Another church that is worth a visit is the Santa Maria delle Grazie, a church that is conspicuous because of its enormous dome, which can be seen from afar. The first church on this spot was sponsored by two condottieri from the House of Este, Taddeo d’Este (ca. 1390-1448) and his son Bertoldo (died 1463), who both left generous sums of money in their respective wills to enable construction of the church. Construction started in 1468 under the responsibility of the Dominicans. The new church of Sancta Maria de Gratia was finished in 1472 and consecrated in 1479. In 1717, the Dominicans decided that a larger church was necessary, which was completed in 1745. This is the church of Santa Maria delle Grazie that we see today. The huge dome (cupola) is a 1889 addition. The interior of the church is modern, but it does have one more ancient artefact on display, a fifteenth century icon of Saint Mary of Graces of the Cretan School, which has been in the church since the beginning.
The small historical centre of Este is lovely, with charming piazzas and picturesque streets.

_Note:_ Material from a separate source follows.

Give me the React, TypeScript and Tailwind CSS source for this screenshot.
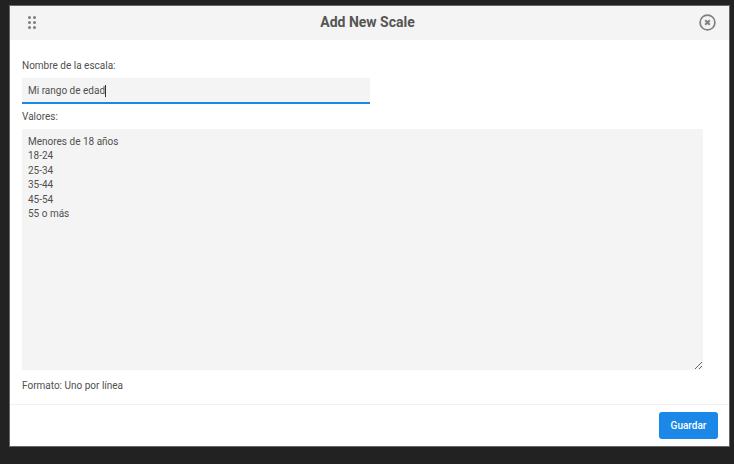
const values = `Menores de 18 años
18-24
25-34
35-44
45-54
55 o más`;

export default function App() {
  return (
    <div className="h-[464px] w-[734px] overflow-hidden bg-[#222222] pl-[10px] pr-[5px] pt-[6px] font-['Roboto',sans-serif] text-[#505050]">
      {/* Modal */}
      <div className="flex h-[440px] w-[719px] flex-col bg-white shadow-[0_0_0_1px_#666666]">
        <div className="flex h-[34px] shrink-0 items-center justify-between bg-[#f4f4f4] pl-[18px] pr-[13px]">
          <svg className="-mt-[1px]" width="8" height="13" viewBox="0 0 8 13" fill="#7d7d7d">
            <circle cx="1.5" cy="1.5" r="1.5" />
            <circle cx="6.5" cy="1.5" r="1.5" />
            <circle cx="1.5" cy="6.5" r="1.5" />
            <circle cx="6.5" cy="6.5" r="1.5" />
            <circle cx="1.5" cy="11.5" r="1.5" />
            <circle cx="6.5" cy="11.5" r="1.5" />
          </svg>
          <h1 className="-mt-[2px] text-[14px] font-bold text-[#555555]">Add New Scale</h1>
          <svg className="-mt-[1px]" width="17" height="17" viewBox="0 0 17 17" fill="none" stroke="#808080">
            <circle cx="8.5" cy="8.5" r="7.4" strokeWidth="1.7" />
            <path d="M6.2 6.2l4.6 4.6M10.8 6.2l-4.6 4.6" strokeWidth="2" />
          </svg>
        </div>

        <div className="flex flex-1 flex-col px-3 pt-[18px] text-[10px] leading-[16px]">
          <label>Nombre de la escala:</label>
          <div className="mt-[4px] flex h-[26px] w-[348px] items-center border-b-2 border-[#1b87e6] bg-[#f4f4f4] px-[6px] pt-[1px]">
            <span>Mi rango de edad</span>
            <span className="h-[12px] w-px bg-[#333333]" />
          </div>
          <label className="mt-[5px]">Valores:</label>
          <textarea
            defaultValue={values}
            className="mt-[4px] h-[241px] w-[681px] bg-[#f4f4f4] px-[6px] py-[6px] leading-[14.4px] outline-none"
          />
          <p className="mt-[8px]">Formato: Uno por línea</p>
        </div>

        <div className="flex h-[42px] shrink-0 items-start justify-end border-t border-[#f0f0f0] pr-[11px] pt-[7px]">
          <button className="h-[27px] w-[59px] rounded-[3px] bg-[#1b87e6] text-[10px] font-medium text-white">
            Guardar
          </button>
        </div>
      </div>
    </div>
  );
}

One final point of interest is the clock tower – Torre Civica – of the Porta Vecchia, one of the former gates of the town. The tower in its current form dates from the end of the seventeenth century and is basically composed of three parts: the gate, a large bronze clock made in 1637 and a bell room.
Just around the corner is one of the best restaurants in Este, Ristorante Le Strie. In fact, it may be one of the best restaurants in the Colli Euganei region. We enjoyed the original, modern dishes, but especially the traditional desert. Try the ‘Losanga ‘stregata’ di crema fritta’, a lozenge-shaped piece of pastry with delicious custard, based on a recipe that was popular in Este in the 1940s. It was served with a smile and really made our day.